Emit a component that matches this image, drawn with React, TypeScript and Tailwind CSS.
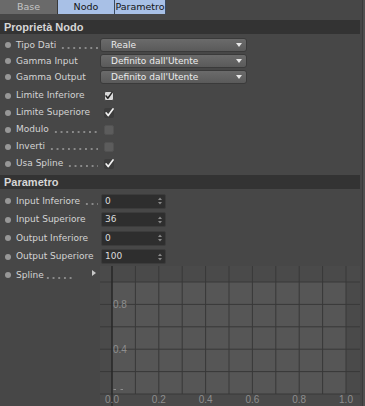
import React from "react";

function Bullet() {
  return <span className="w-[6px] h-[6px] rounded-full bg-[#979797] shrink-0 ml-[5px] mr-[5px]" />;
}

function Leader({ className }: { className?: string }) {
  return (
    <span
      className={
        "h-[2px] self-center mt-[5px] bg-[radial-gradient(circle,#8a8a8a_0.7px,transparent_1.1px)] bg-[length:5.7px_2px] bg-repeat-x " +
        (className || "")
      }
    />
  );
}

function Label({ text, dots }: { text: string; dots?: boolean }) {
  return (
    <div className="w-[100px] h-full flex items-center shrink-0 overflow-hidden">
      <Bullet />
      <span className="text-[#d4d4d4] whitespace-nowrap">{text}</span>
      {dots && <Leader className="flex-1 ml-[4px] mr-[2px]" />}
    </div>
  );
}

function Header({ text }: { text: string }) {
  return (
    <div className="h-[14px] bg-[#333333] flex items-center pl-[4px] font-['Liberation_Sans',sans-serif] font-bold text-[11px] text-[#d6d6d6]">
      {text}
    </div>
  );
}

function Dropdown({ text }: { text: string }) {
  return (
    <div className="w-[147px] h-[14px] rounded-[3px] bg-gradient-to-b from-[#6b6b6b] to-[#5a5a5a] border border-[#3a3a3a] flex items-center pl-[10px] pr-[4px] text-[#ececec]">
      <span className="whitespace-nowrap">{text}</span>
      <svg className="ml-auto" width="6" height="4" viewBox="0 0 6 4">
        <path d="M0 0 L6 0 L3 4 Z" fill="#e8e8e8" />
      </svg>
    </div>
  );
}

function Check({ state }: { state: "light" | "dark" | "off" }) {
  if (state === "off") {
    return <div className="ml-[4px] w-[10px] h-[10px] rounded-[2px] bg-[#5c5c5c] border border-[#525252]" />;
  }
  const light = state === "light";
  return (
    <div
      className={
        "ml-[4px] w-[10px] h-[10px] rounded-[2px] flex items-center justify-center " +
        (light ? "bg-[#d8d8d8] border border-[#444]" : "bg-[#3c3c3c]")
      }
    >
      <svg width="9" height="9" viewBox="0 0 9 9">
        <path
          d="M1.2 5 L3.2 7.6 L8 1"
          fill="none"
          stroke={light ? "#222" : "#f2f2f2"}
          strokeWidth="1.7"
          strokeLinecap="round"
          strokeLinejoin="round"
        />
      </svg>
    </div>
  );
}

function NumInput({ value }: { value: string }) {
  return (
    <div className="ml-[1px] w-[65px] h-[15px] rounded-[2px] bg-[#2e2e2e] border border-[#3c3c3c] flex items-center pl-[3px] pr-[3px] text-[#dcdcdc]">
      <span>{value}</span>
      <svg className="ml-auto" width="4" height="8" viewBox="0 0 4 8">
        <path d="M0 3 L2 0.5 L4 3 Z" fill="#8a8a8a" />
        <path d="M0 5 L2 7.5 L4 5 Z" fill="#8a8a8a" />
      </svg>
    </div>
  );
}

function Graph() {
  const W = 260;
  const H = 140;
  const x0 = 12;
  const cw = 23.4;
  const y0 = 16;
  const ch = 22.4;
  const vx = Array.from({ length: 11 }, (_, k) => x0 + k * cw);
  const hy = Array.from({ length: 6 }, (_, j) => y0 + j * ch);
  const xl = ["0.0", "0.2", "0.4", "0.6", "0.8", "1.0"];
  return (
    <svg width={W} height={H} viewBox={`0 0 ${W} ${H}`} className="block">
      <rect x="0" y="0" width={W} height={H} fill="#4a4a4a" />
      <rect x={x0} y={y0} width={10 * cw} height={5 * ch} fill="#565656" />
      {hy.map((y, i) => (
        <line key={"h" + i} x1="0" x2={W} y1={y} y2={y} stroke="#383838" strokeWidth="1" />
      ))}
      {vx.map((x, i) => (
        <line key={"v" + i} x1={x} x2={x} y1="0" y2={y0 + 5 * ch} stroke="#383838" strokeWidth="1" />
      ))}
      <line x1={x0} x2={x0} y1="0" y2={H} stroke="#1e1e1e" strokeWidth="1" />
      <text x={x0 + 1} y={y0 + ch + 3.5} fill="#8e8e8e" fontSize="10" fontFamily="Liberation Sans, sans-serif">0.8</text>
      <text x={x0 + 1} y={y0 + 3 * ch + 3.5} fill="#8e8e8e" fontSize="10" fontFamily="Liberation Sans, sans-serif">0.4</text>
      <line x1={x0 + 1.5} x2={x0 + 4} y1="123.5" y2="123.5" stroke="#8e8e8e" strokeWidth="1" />
      <line x1={x0 + 8.5} x2={x0 + 11} y1="123.5" y2="123.5" stroke="#8e8e8e" strokeWidth="1" />
      {xl.map((t, i) => (
        <text
          key={t}
          x={x0 + i * 2 * cw}
          y="137"
          fill="#8e8e8e"
          fontSize="10"
          textAnchor="middle"
          fontFamily="Liberation Sans, sans-serif"
        >
          {t}
        </text>
      ))}
    </svg>
  );
}

export default function App() {
  return (
    <div className="w-[365px] h-[406px] overflow-hidden bg-[#474747] flex font-['DejaVu_Sans',sans-serif] text-[9px] leading-none">
      <div className="w-[360px] flex flex-col shrink-0">
        {/* Tabs */}
        <div className="h-[14px] flex text-[9.5px]">
          <div className="w-[58px] h-full bg-[#6a6a6a] border-r border-[#3a3a3a] flex items-center justify-center text-[#c4c4c4]">
            Base
          </div>
          <div className="w-[57px] h-full bg-[#a8c0e6] border-r border-[#3a4a60] flex items-center justify-center text-[#141414]">
            Nodo
          </div>
          <div className="w-[51px] h-full bg-[#a8c0e6] border-r border-[#3a4a60] flex items-center justify-center text-[#141414]">
            Parametro
          </div>
        </div>
        <div className="h-[6px]" />
        <Header text="Proprietà Nodo" />
        <div className="h-[3px]" />
        <div className="h-[16px] flex items-center">
          <Label text="Tipo Dati" dots />
          <Dropdown text="Reale" />
        </div>
        <div className="h-[16px] flex items-center">
          <Label text="Gamma Input" />
          <Dropdown text="Definito dall'Utente" />
        </div>
        <div className="h-[16px] flex items-center">
          <Label text="Gamma Output" />
          <Dropdown text="Definito dall'Utente" />
        </div>
        <div className="h-[2px]" />
        <div className="h-[17px] flex items-center">
          <Label text="Limite Inferiore" />
          <Check state="light" />
        </div>
        <div className="h-[17px] flex items-center">
          <Label text="Limite Superiore" />
          <Check state="dark" />
        </div>
        <div className="h-[17px] flex items-center">
          <Label text="Modulo" dots />
          <Check state="off" />
        </div>
        <div className="h-[17px] flex items-center">
          <Label text="Inverti" dots />
          <Check state="off" />
        </div>
        <div className="h-[17px] flex items-center">
          <Label text="Usa Spline" dots />
          <Check state="dark" />
        </div>
        <div className="h-[3px]" />
        <Header text="Parametro" />
        <div className="h-[3px]" />
        <div className="h-[18.5px] flex items-center">
          <Label text="Input Inferiore" dots />
          <NumInput value="0" />
        </div>
        <div className="h-[18.5px] flex items-center">
          <Label text="Input Superiore" />
          <NumInput value="36" />
        </div>
        <div className="h-[18.5px] flex items-center">
          <Label text="Output Inferiore" />
          <NumInput value="0" />
        </div>
        <div className="h-[18.5px] flex items-center">
          <Label text="Output Superiore" />
          <NumInput value="100" />
        </div>
        <div className="flex flex-1">
          <div className="w-[100px] h-[18px] flex items-center shrink-0 relative">
            <Bullet />
            <span className="text-[#d4d4d4] whitespace-nowrap">Spline</span>
            <Leader className="w-[28px] ml-[1px]" />
            <svg className="absolute left-[92px] top-[4px]" width="4" height="6" viewBox="0 0 4 6">
              <path d="M0 0 L4 3 L0 6 Z" fill="#c8c8c8" />
            </svg>
          </div>
          <Graph />
        </div>
      </div>
      <div className="w-[5px] h-full flex">
        <div className="w-[2px] h-full bg-[#474747]" />
        <div className="w-[1px] h-full bg-[#3a3a3a]" />
        <div className="w-[2px] h-full bg-[#505050]" />
      </div>
    </div>
  );
}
····················
** Short problem **
List all lines above in which the string "React" appears.

** Response below **
Emit a component that matches this image, drawn with React, TypeScript and Tailwind CSS.
import React from "react";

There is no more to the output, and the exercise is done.